Giada Scodellaro

Nina Subin

Giada Scodellaro

Giada Scodellaro is the author of the collection Some of Them Will Carry Me (Dorothy, a publishing project), named one of the New Yorker’s best books of 2022. Her writings have appeared in or are forthcoming from The New Yorker, BOMB, Harper’s, Granta, and The Chicago Review of Books, among others. She is an Assistant Professor at Columbia University. Winner of The Novel Prize, her debut novel, Ruins, Child, will be simultaneously published by New Directions (US), Fitzcarraldo Editions (UK), and Giramondo (AU) in early 2026.

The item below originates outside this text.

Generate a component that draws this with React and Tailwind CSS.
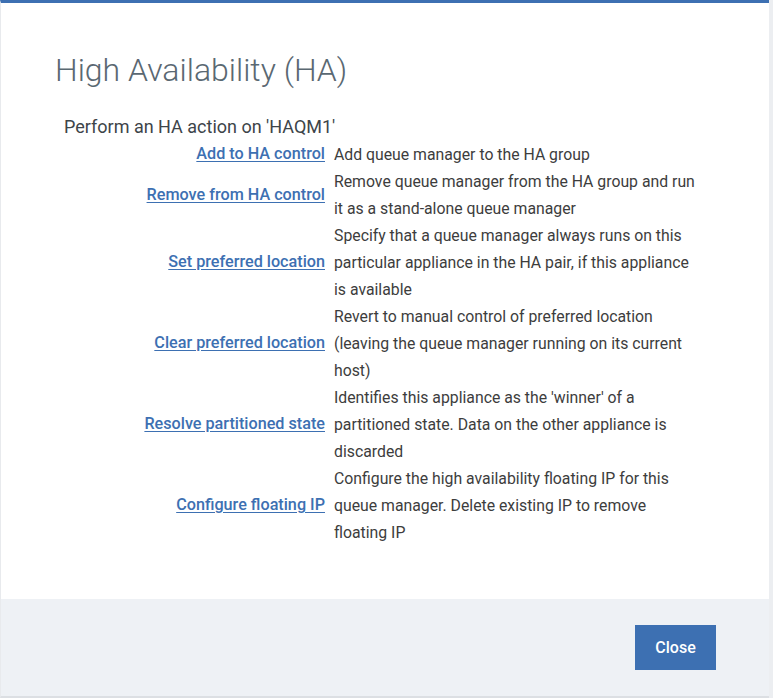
const actions = [
  { label: 'Add to HA control', desc: 'Add queue manager to the HA group' },
  { label: 'Remove from HA control', desc: 'Remove queue manager from the HA group and run it as a stand-alone queue manager' },
  { label: 'Set preferred location', desc: 'Specify that a queue manager always runs on this particular appliance in the HA pair, if this appliance is available' },
  { label: 'Clear preferred location', desc: 'Revert to manual control of preferred location (leaving the queue manager running on its current host)' },
  { label: 'Resolve partitioned state', desc: "Identifies this appliance as the 'winner' of a partitioned state. Data on the other appliance is discarded" },
  { label: 'Configure floating IP', desc: 'Configure the high availability floating IP for this queue manager. Delete existing IP to remove floating IP' },
];

export default function App() {
  return (
    <div className="flex h-[698px] w-[773px] bg-[#eceef1] font-['Roboto',sans-serif]">
      <div className="flex w-[769px] flex-col border-t-[3px] border-l border-b-2 border-[#3d70b2] border-l-[#e8eaed] border-b-[#dcdfe3] bg-white">
        <div className="flex-1 pl-[54px] pt-[49px]">
          <h1 className="text-[32px] font-light leading-[36px] text-[#5a6872]">High Availability (HA)</h1>
          <p className="mt-[28px] pl-[9px] text-[18px] leading-[22px] text-[#3d4449]">Perform an HA action on 'HAQM1'</p>
          <div className="mt-[3px] flex flex-col">
            {actions.map((a) => (
              <div key={a.label} className="flex items-center">
                <div className="w-[270px] shrink-0 text-right">
                  <a href="#" className="text-[16.2px] font-medium text-[#3d70b2] underline underline-offset-2">{a.label}</a>
                </div>
                <p className="ml-[9px] w-[366px] text-[15.8px] leading-[27px] text-[#3d3d3d]">{a.desc}</p>
              </div>
            ))}
          </div>
        </div>
        <div className="flex h-[97px] items-center justify-end bg-[#eef1f5] pr-[53px]">
          <button className="h-[45px] w-[81px] bg-[#3d70b2] text-[16px] font-medium text-white">Close</button>
        </div>
      </div>
    </div>
  );
}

cover of the book Ruins, Child

Ruins, Child

Set in what may be the future, and centered on six women sharing a space in some sort of crumbling apartment tower, Ruins, Child is remarkable for its irresistible sweep, wit, and prickly splintered truth. Like a precious old mirror that’s been dropped, it’s a book that is looking up at you, flashing light and bits of the undeniable. With the pulsating sway of its liquid mosaic narrative, the novel may recall Virginia Woolf’s The Waves, but is entirely its own animal: kaleidoscopic, pointedly disorienting in its looseness, and powered along by snatches of speech from its compelling ensemble cast, often vernacular, often overheard: “The woman is old, I hear children saying nearby, not in the way we consider all adults to be old, but really old, ancient, she is endless.” It’s a book seemingly drawn from deep wells of Black American reality: her female protagonists push back against authority in the very vivacity of their telling, setting afoot a freeing-up and a mysterious inversion of marginalization. “Looseness, that is the thing people fear in a person (in women) and in objects.” A surreal musing, Ruins, Child uses the lens of urban infrastructure, botany, social commentary, folklore, choreography, and collective listening to create an ethnography of place and an ode to communal ruins.